PROBLEM STATEMENT → From the entries below, extract every line that includes the word "Tailwind".

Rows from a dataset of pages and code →
....
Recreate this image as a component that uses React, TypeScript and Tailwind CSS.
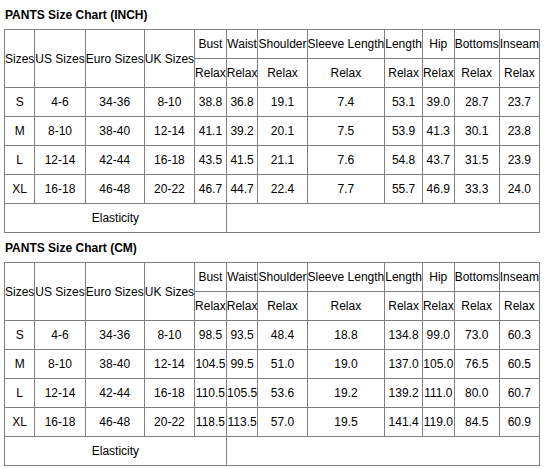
import React from "react";

const inch = [
  ["S", "4-6", "34-36", "8-10", "38.8", "36.8", "19.1", "7.4", "53.1", "39.0", "28.7", "23.7"],
  ["M", "8-10", "38-40", "12-14", "41.1", "39.2", "20.1", "7.5", "53.9", "41.3", "30.1", "23.8"],
  ["L", "12-14", "42-44", "16-18", "43.5", "41.5", "21.1", "7.6", "54.8", "43.7", "31.5", "23.9"],
  ["XL", "16-18", "46-48", "20-22", "46.7", "44.7", "22.4", "7.7", "55.7", "46.9", "33.3", "24.0"],
];

const cm = [
  ["S", "4-6", "34-36", "8-10", "98.5", "93.5", "48.4", "18.8", "134.8", "99.0", "73.0", "60.3"],
  ["M", "8-10", "38-40", "12-14", "104.5", "99.5", "51.0", "19.0", "137.0", "105.0", "76.5", "60.5"],
  ["L", "12-14", "42-44", "16-18", "110.5", "105.5", "53.6", "19.2", "139.2", "111.0", "80.0", "60.7"],
  ["XL", "16-18", "46-48", "20-22", "118.5", "113.5", "57.0", "19.5", "141.4", "119.0", "84.5", "60.9"],
];

const measures = ["Bust", "Waist", "Shoulder", "Sleeve Length", "Length", "Hip", "Bottoms", "Inseam"];

const cell = "border border-[#808080] p-0 h-[29px] text-center align-middle whitespace-nowrap";

function Chart({ title, rows }: { title: string; rows: string[][] }) {
  return (
    <div>
      <div className="h-[29px] flex items-center pl-[1px] font-bold text-[12px] text-black">{title}</div>
      <table className="border-collapse border border-[#808080] text-[12px] text-black">
        <tbody>
          <tr>
            <td rowSpan={2} className={cell}>Sizes</td>
            <td rowSpan={2} className={cell}>US Sizes</td>
            <td rowSpan={2} className={cell}>Euro Sizes</td>
            <td rowSpan={2} className={cell}>UK Sizes</td>
            {measures.map((m) => (
              <td key={m} className={cell}>{m}</td>
            ))}
          </tr>
          <tr>
            {measures.map((m) => (
              <td key={m} className={cell}>Relax</td>
            ))}
          </tr>
          {rows.map((r) => (
            <tr key={r[0]}>
              {r.map((v, i) => (
                <td key={i} className={cell}>{v}</td>
              ))}
            </tr>
          ))}
          <tr>
            <td colSpan={5} className={cell}>Elasticity</td>
            <td colSpan={7} className={cell}></td>
          </tr>
        </tbody>
      </table>
    </div>
  );
}

export default function App() {
  return (
    <div className="bg-white w-[548px] h-[469px] px-[4px] overflow-hidden" style={{ fontFamily: '"Liberation Sans", Arial, sans-serif' }}>
      <Chart title="PANTS Size Chart (INCH)" rows={inch} />
      <Chart title="PANTS Size Chart (CM)" rows={cm} />
    </div>
  );
}
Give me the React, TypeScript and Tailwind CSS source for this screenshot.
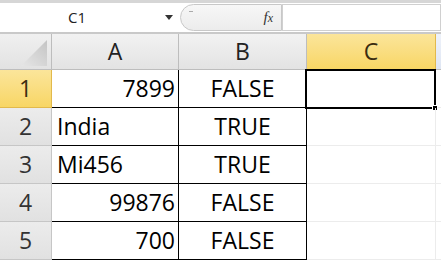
import React from 'react'

const ROWS: { n: number; a: string; aRight: boolean; b: string }[] = [
  { n: 1, a: '7899', aRight: true, b: 'FALSE' },
  { n: 2, a: 'India', aRight: false, b: 'TRUE' },
  { n: 3, a: 'Mi456', aRight: false, b: 'TRUE' },
  { n: 4, a: '99876', aRight: true, b: 'FALSE' },
  { n: 5, a: '700', aRight: true, b: 'FALSE' },
]

const font = { fontFamily: '"Open Sans", "Liberation Sans", sans-serif' }

export default function App() {
  return (
    <div className="w-[441px] h-[263px] overflow-hidden bg-white text-black" style={font}>
      {/* formula bar */}
      <div className="h-[34px] border-t-[3px] border-[#d6d6d6] border-b-2 border-b-[#c9c9c9] flex bg-white">
        <div className="w-[180px] flex items-center relative">
          <span className="ml-[68px] text-[15px] text-[#222]">C1</span>
          <span className="absolute left-[165px] top-[12px] w-0 h-0 border-l-[4px] border-r-[4px] border-t-[5px] border-l-transparent border-r-transparent border-t-[#333]" />
        </div>
        <div className="w-[102px] my-[1px] rounded-l-[14px] border border-[#c8c8c8] bg-gradient-to-b from-[#f7f7f7] to-[#ececec] flex items-center justify-end pr-[8px] relative">
          <span className="absolute left-[8px] top-[6px] w-[4px] h-[1px] bg-[#aaa]" />
          <span className="italic text-[15px] text-[#333]" style={{ fontFamily: '"Liberation Serif", serif' }}>
            f<span className="text-[12px]">x</span>
          </span>
        </div>
        <div className="flex-1 border border-[#d0d0d0] my-[1px] bg-white" />
      </div>

      {/* column headers */}
      <div className="grid grid-cols-[52px_127px_128px_129px_1fr] h-[36px]">
        <div className="border-r border-b border-[#bdbdbd] bg-gradient-to-b from-[#f0f0f0] to-[#e2e2e2] relative overflow-hidden">
          <svg className="absolute right-[4px] bottom-[3px]" width="26" height="26">
            <defs>
              <linearGradient id="tri" x1="0" y1="1" x2="1" y2="0">
                <stop offset="0" stopColor="#e6e6e6" />
                <stop offset="1" stopColor="#c4c4c4" />
              </linearGradient>
            </defs>
            <polygon points="26,0 26,26 0,26" fill="url(#tri)" />
          </svg>
        </div>
        <div className="border-r border-b border-[#bdbdbd] bg-gradient-to-b from-[#f2f2f2] to-[#e3e3e3] flex items-center justify-center text-[23px] text-[#222]">A</div>
        <div className="border-r border-b border-[#bdbdbd] bg-gradient-to-b from-[#f2f2f2] to-[#e3e3e3] flex items-center justify-center text-[23px] text-[#222]">B</div>
        <div className="border-r border-b border-[#e2b94c] bg-gradient-to-b from-[#fbe59a] to-[#f8d664] flex items-center justify-center text-[23px] text-[#3a2c10]">C</div>
        <div className="border-b border-[#bdbdbd] bg-gradient-to-b from-[#eef2fa] to-[#dfe6f3]" />
      </div>

      {/* rows */}
      {ROWS.map((r) => (
        <div key={r.n} className="grid grid-cols-[52px_127px_128px_129px_1fr] h-[38px]">
          <div
            className={`border-r border-b flex items-center justify-center text-[23px] ${
              r.n === 1
                ? 'bg-gradient-to-b from-[#fbe59a] to-[#f8d664] border-[#e2b94c] text-[#3a2c10]'
                : 'bg-gradient-to-b from-[#ececec] to-[#e1e1e1] border-[#c6c6c6] text-[#333]'
            }`}
          >
            {r.n}
          </div>
          <div className={`border-r border-b border-black flex items-center text-[23px] ${r.aRight ? 'justify-end pr-[3px]' : 'pl-[5px]'}`}>
            {r.a}
          </div>
          <div className="border-r border-b border-black flex items-center justify-center text-[23px]">{r.b}</div>
          <div className="border-r border-b border-[#ececec] relative">
            {r.n === 1 && (
              <div className="absolute -left-[2px] -top-[1px] -right-[1px] -bottom-[2px] border-2 border-black">
                <span className="absolute -right-[4px] -bottom-[4px] w-[6px] h-[6px] bg-black border border-white" />
              </div>
            )}
          </div>
          <div className="border-b border-[#ececec]" />
        </div>
      ))}
    </div>
  )
}
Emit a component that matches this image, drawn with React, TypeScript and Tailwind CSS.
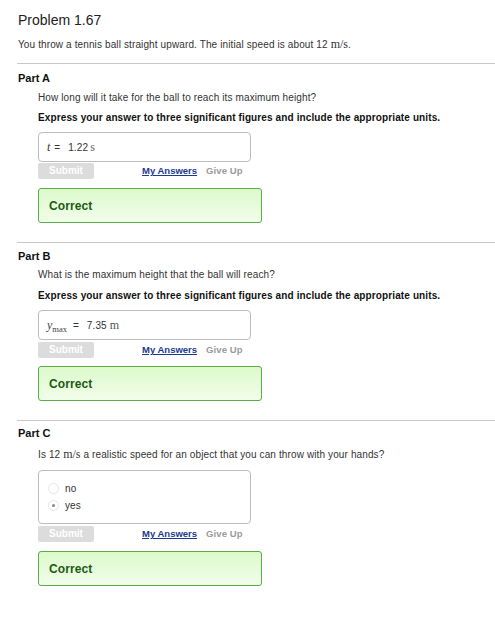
import React from "react";

const sans = { fontFamily: '"Liberation Sans", Arial, sans-serif' };
const serif = '"Liberation Serif", "Times New Roman", serif';

function Actions() {
  return (
    <div className="flex items-center h-[16px]">
      <div className="w-[56px] h-[16px] rounded-[2px] bg-[#dcdcdc] text-white font-bold text-[10px] leading-[16px] text-center">
        Submit
      </div>
      <a className="ml-[48px] text-[9.5px] font-bold text-[#1c3a8e] underline leading-[16px]">My Answers</a>
      <span className="ml-[9px] text-[9.5px] font-bold text-[#9a9a9a] leading-[16px] tracking-[0.1px]">Give Up</span>
    </div>
  );
}

function Correct({ mt }: { mt: string }) {
  return (
    <div
      className={`${mt} w-[224px] h-[35px] rounded-[3px] border border-[#5aae47] bg-gradient-to-b from-[#dcfacb] to-[#f2fdea] flex items-center pl-[10px]`}
    >
      <span className="text-[12px] font-bold text-[#1c5a14] tracking-[0.1px]">Correct</span>
    </div>
  );
}

function Hr({ mt }: { mt: string }) {
  return <div className={`${mt} ml-[17px] h-[1px] bg-[#c8c8c8]`} />;
}

export default function App() {
  return (
    <div className="w-[495px] h-[640px] bg-white text-[#222] overflow-hidden" style={sans}>
      <div className="pl-[18px]">
        <div className="pt-[12px] text-[14px] leading-[16px] text-[#222]">Problem 1.67</div>
        <div className="mt-[9px] text-[10px] leading-[14px] text-[#333] tracking-[0.12px]">
          You throw a tennis ball straight upward. The initial speed is about 12{" "}
          <span style={{ fontFamily: serif }} className="text-[12px] tracking-normal">m/s</span>.
        </div>
      </div>
      <Hr mt="mt-[11px]" />

      {/* Part A */}
      <div className="pl-[18px] mt-[7px] text-[11px] font-bold leading-[14px] text-[#111]">Part A</div>
      <div className="pl-[38px]">
        <div className="mt-[6px] text-[10px] leading-[14px] text-[#333] tracking-[0.12px]">
          How long will it take for the ball to reach its maximum height?
        </div>
        <div className="mt-[6px] text-[10px] leading-[14px] font-bold text-[#111] tracking-[0.12px]">
          Express your answer to three significant figures and include the appropriate units.
        </div>
        <div className="mt-[7px] w-[213px] h-[30px] rounded-[4px] border border-[#bdbdbd] flex items-center pl-[8px] text-[10px] text-[#333]">
          <span style={{ fontFamily: serif }} className="italic text-[12px]">t</span>
          <span className="ml-[4px]">=</span>
          <span className="ml-[8px] tracking-[0.12px]">1.22</span>
          <span style={{ fontFamily: serif }} className="ml-[2px] text-[12px] text-[#666]">s</span>
        </div>
        <div className="mt-[1px]">
          <Actions />
        </div>
        <Correct mt="mt-[9px]" />
      </div>
      <Hr mt="mt-[19px]" />

      {/* Part B */}
      <div className="pl-[18px] mt-[6px] text-[11px] font-bold leading-[14px] text-[#111]">Part B</div>
      <div className="pl-[38px]">
        <div className="mt-[5px] text-[10px] leading-[14px] text-[#333] tracking-[0.12px]">
          What is the maximum height that the ball will reach?
        </div>
        <div className="mt-[7px] text-[10px] leading-[14px] font-bold text-[#111] tracking-[0.12px]">
          Express your answer to three significant figures and include the appropriate units.
        </div>
        <div className="mt-[7px] w-[213px] h-[30px] rounded-[4px] border border-[#bdbdbd] flex items-center pl-[8px] text-[10px] text-[#333]">
          <span style={{ fontFamily: serif }} className="text-[12px] text-[#444]">
            <span className="italic">y</span>
            <span className="text-[8.5px] relative top-[3px]">max</span>
          </span>
          <span className="ml-[6px]">=</span>
          <span className="ml-[8px] tracking-[0.12px]">7.35</span>
          <span style={{ fontFamily: serif }} className="ml-[3px] text-[12px] text-[#555]">m</span>
        </div>
        <div className="mt-[2px]">
          <Actions />
        </div>
        <Correct mt="mt-[8px]" />
      </div>
      <Hr mt="mt-[19px]" />

      {/* Part C */}
      <div className="pl-[18px] mt-[5px] text-[11px] font-bold leading-[14px] text-[#111]">Part C</div>
      <div className="pl-[38px]">
        <div className="mt-[7px] text-[10px] leading-[14px] text-[#333] tracking-[0.12px]">
          Is 12 <span style={{ fontFamily: serif }} className="text-[12px] tracking-normal">m/s</span> a realistic speed
          for an object that you can throw with your hands?
        </div>
        <div className="mt-[8px] w-[213px] h-[54px] rounded-[4px] border border-[#bdbdbd] flex flex-col justify-center pl-[9px] gap-[5px] text-[10px] text-[#333] tracking-[0.12px]">
          <div className="flex items-center h-[12px]">
            <span className="w-[11px] h-[11px] rounded-full border border-[#e6e6e6] bg-white" />
            <span className="ml-[6px]">no</span>
          </div>
          <div className="flex items-center h-[12px]">
            <span className="w-[11px] h-[11px] rounded-full border border-[#e6e6e6] bg-white flex items-center justify-center">
              <span className="w-[3px] h-[3px] rounded-full bg-[#888]" />
            </span>
            <span className="ml-[6px]">yes</span>
          </div>
        </div>
        <div className="mt-[2px]">
          <Actions />
        </div>
        <Correct mt="mt-[9px]" />
      </div>
    </div>
  );
}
....
THE OUTPUT →
Recreate this image as a component that uses React, TypeScript and Tailwind CSS.
Give me the React, TypeScript and Tailwind CSS source for this screenshot.
Emit a component that matches this image, drawn with React, TypeScript and Tailwind CSS.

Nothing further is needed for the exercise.